== DATA BLOCK ==
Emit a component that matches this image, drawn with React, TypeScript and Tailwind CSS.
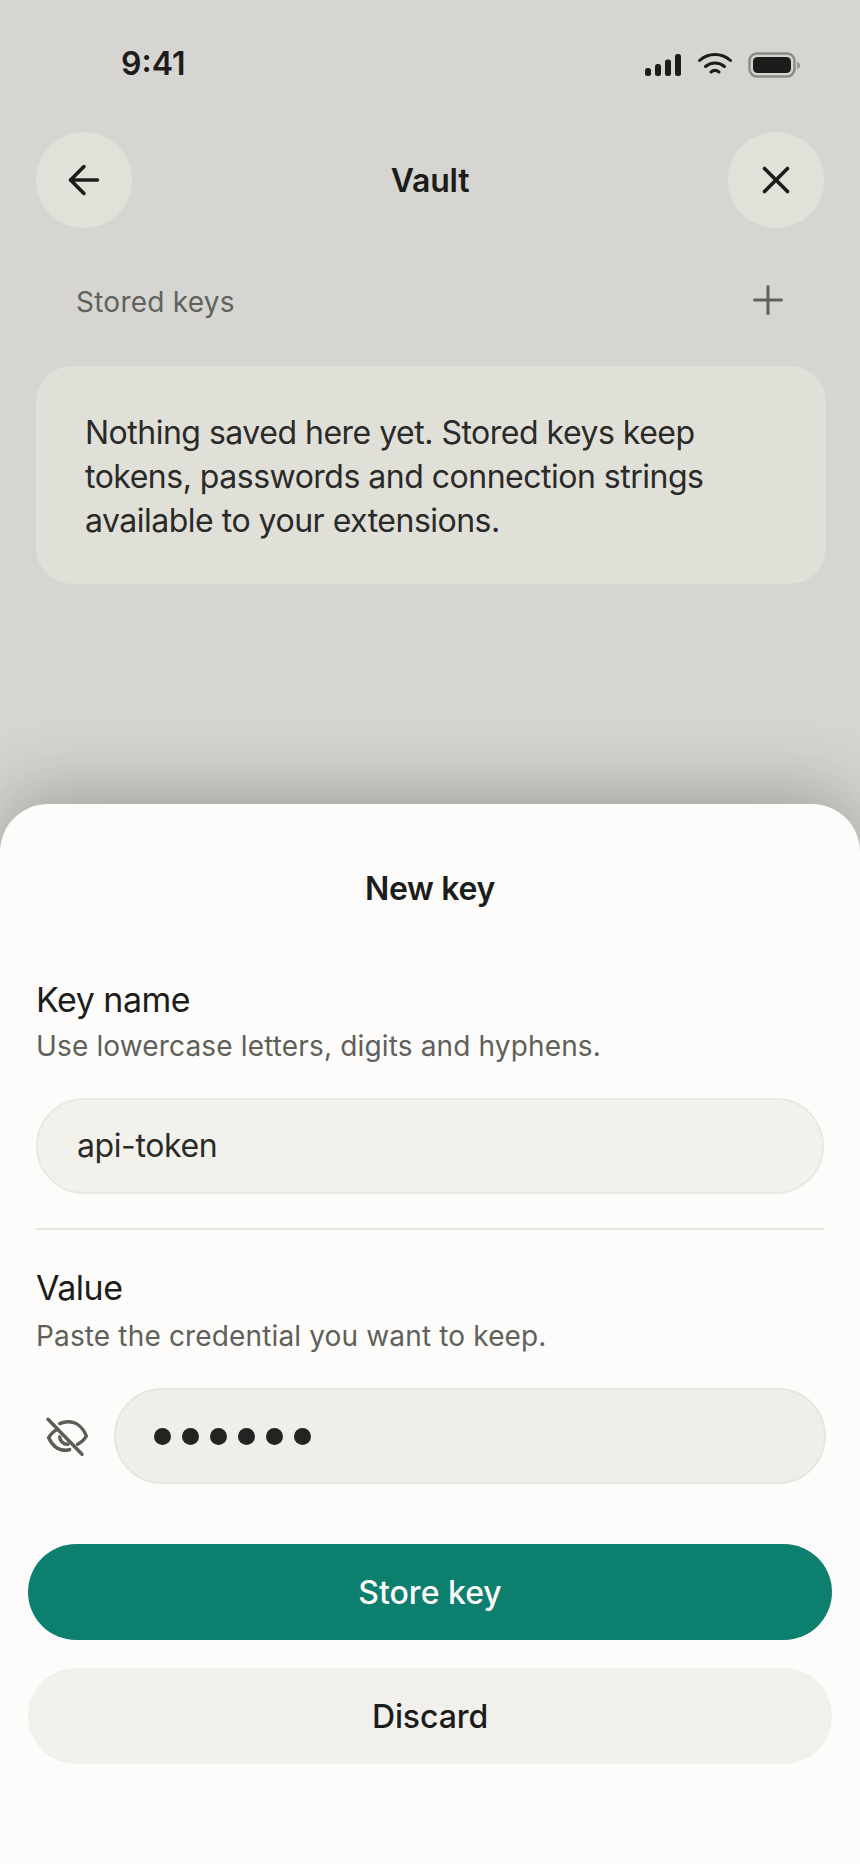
import { ArrowLeft, Plus, X } from 'lucide-react'

const StatusIcons = () => (
  <div className="flex items-center gap-[15px]">
    <svg width="38" height="24" viewBox="0 0 38 24" className="text-[#1c1c1a]" fill="currentColor">
      <rect x="1" y="15" width="6" height="8" rx="2.5" />
      <rect x="11" y="11" width="6" height="12" rx="2.5" />
      <rect x="21" y="6.5" width="6" height="16.5" rx="2.5" />
      <rect x="31" y="1" width="6" height="22" rx="2.5" />
    </svg>
    <svg width="36" height="26" viewBox="0 0 36 26" fill="none" stroke="#1c1c1a" strokeWidth="3" strokeLinecap="round">
      <path d="M2.5 8.5C11.5 0.5 24.5 0.5 33.5 8.5" />
      <path d="M8.5 14.5C14 9.8 22 9.8 27.5 14.5" />
      <path d="M14 20C16.5 18 19.5 18 22 20" />
    </svg>
    <svg width="52" height="26" viewBox="0 0 52 26" fill="none">
      <rect x="1.5" y="1.5" width="45" height="23" rx="7.5" stroke="#8b8a86" strokeWidth="2.4" />
      <rect x="5" y="5" width="38" height="16" rx="4.5" fill="#1c1c1a" />
      <path d="M49 9.5L52 12V15L49 17.5Z" fill="#9a9995" />
    </svg>
  </div>
)

const HiddenEye = () => (
  <svg width="50" height="44" viewBox="0 0 50 44" fill="none" stroke="#5c5c58" strokeWidth="3.4" strokeLinecap="round" className="ml-[6px] shrink-0">
    <path d="M6 5.3L40 40.3" />
    <path d="M15.3 15.5C11 17.5 8.5 20.5 6.7 23.7C10 31 16 36.3 24 36.3C26 36.3 27 36 27.7 35.5" />
    <path d="M17.7 9.6C20 8.5 23 7.7 26 7.7C34 7.7 41 13 44.3 22C42.5 25.5 39 28.5 35.5 30.3" />
    <path d="M17.7 23C18 27 21.5 30.5 26 30.3" />
  </svg>
)

const CircleButton = ({ children }: { children: React.ReactNode }) => (
  <button className="flex h-24 w-24 items-center justify-center rounded-full bg-[#e1e1da] text-[#1c1c1a]">
    {children}
  </button>
)

const Field = ({ label, hint, hintClass }: { label: string; hint: string; hintClass: string }) => (
  <div>
    <div className="text-[34px] leading-[40px] tracking-[-0.5px] text-[#1c1c1a]">{label}</div>
    <div className={`${hintClass} text-[28px] leading-[40px] tracking-[0.15px] text-[#5f5f5b]`}>{hint}</div>
  </div>
)

export default function App() {
  return (
    <div className="flex h-[1864px] w-[860px] flex-col overflow-hidden bg-[#d6d5d1] font-['Inter',sans-serif]">
      {/* background screen */}
      <div className="flex-1">
        <div className="flex h-[132px] items-start justify-between pl-[121px] pr-[60px] pt-[44px]">
          <span className="text-[32px] font-semibold leading-10 text-[#1c1c1a]">9:41</span>
          <div className="pt-[8px]">
            <StatusIcons />
          </div>
        </div>

        <div className="flex items-center justify-between px-9">
          <CircleButton>
            <ArrowLeft size={46} strokeWidth={1.9} />
          </CircleButton>
          <span className="mt-[2px] text-[32px] font-semibold tracking-[-0.2px] text-[#1c1c1a]">Vault</span>
          <CircleButton>
            <X size={46} strokeWidth={1.9} />
          </CircleButton>
        </div>

        <div className="mt-[52px] flex h-11 items-center justify-between pl-[76px] pr-[69px]">
          <span className="text-[28px] tracking-[0.25px] text-[#61615d]">Stored keys</span>
          <Plus size={46} strokeWidth={1.6} className="-mt-1 text-[#61615d]" />
        </div>

        <div className="ml-9 mr-[34px] mt-[42px] rounded-[36px] bg-[#e0e0d9] pb-[41px] pl-[49px] pr-[40px] pt-[45px] text-[32px] leading-[44px] tracking-[-0.5px] text-[#2a2a28]">
          Nothing saved here yet. Stored keys keep tokens, passwords and connection strings available to your extensions.
        </div>
      </div>

      {/* new key sheet */}
      <div className="h-[1060px] rounded-t-[48px] bg-[#fdfcfa] px-9 pt-[63px] shadow-[0_-12px_70px_rgba(40,40,35,0.3)]">
        <div className="text-center text-[32px] font-semibold leading-[44px] tracking-[-0.3px] text-[#1c1c1a]">New key</div>

        <div className="mt-[69px]">
          <Field label="Key name" hint="Use lowercase letters, digits and hyphens." hintClass="mt-[6px]" />
        </div>
        <div className="mt-[32px] flex h-24 items-center rounded-full border-2 border-[#e9e8e2] bg-[#f2f1ec] px-[39px] text-[32px] tracking-[-0.4px] text-[#2a2a28]">
          api-token
        </div>

        <div className="mt-[34px] h-[2px] bg-[#e5e5e0]" />

        <div className="mt-[38px]">
          <Field label="Value" hint="Paste the credential you want to keep." hintClass="mt-[8px]" />
        </div>
        <div className="mt-[32px] flex items-center gap-[22px]">
          <HiddenEye />
          <div className="mr-[-2px] flex h-24 flex-1 items-center gap-[11px] rounded-full border-2 border-[#e6e5df] bg-[#efeee9] px-[38px]">
            {[0, 1, 2, 3, 4, 5].map((d) => (
              <span key={d} className="h-[17px] w-[17px] rounded-full bg-[#232321]" />
            ))}
          </div>
        </div>

        <div className="mx-[-8px] mt-[60px] flex flex-col gap-[28px]">
          <button className="h-24 rounded-full bg-[#0d7f6e] pt-[2px] text-[32px] font-medium text-[#fdfcfa]">Store key</button>
          <button className="h-24 rounded-full bg-[#f1f0ec] pt-[2px] text-[32px] font-medium tracking-[-0.1px] text-[#1c1c1a]">Discard</button>
        </div>
      </div>
    </div>
  )
}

== PROBLEM DETAILS ==
Reproduce the material above exactly, first line through the line that contains "ArrowLeft, Plus, X", minus the pictures.

== ANSWER TO THE PROBLEM ==
Emit a component that matches this image, drawn with React, TypeScript and Tailwind CSS.
import { ArrowLeft, Plus, X } from 'lucide-react'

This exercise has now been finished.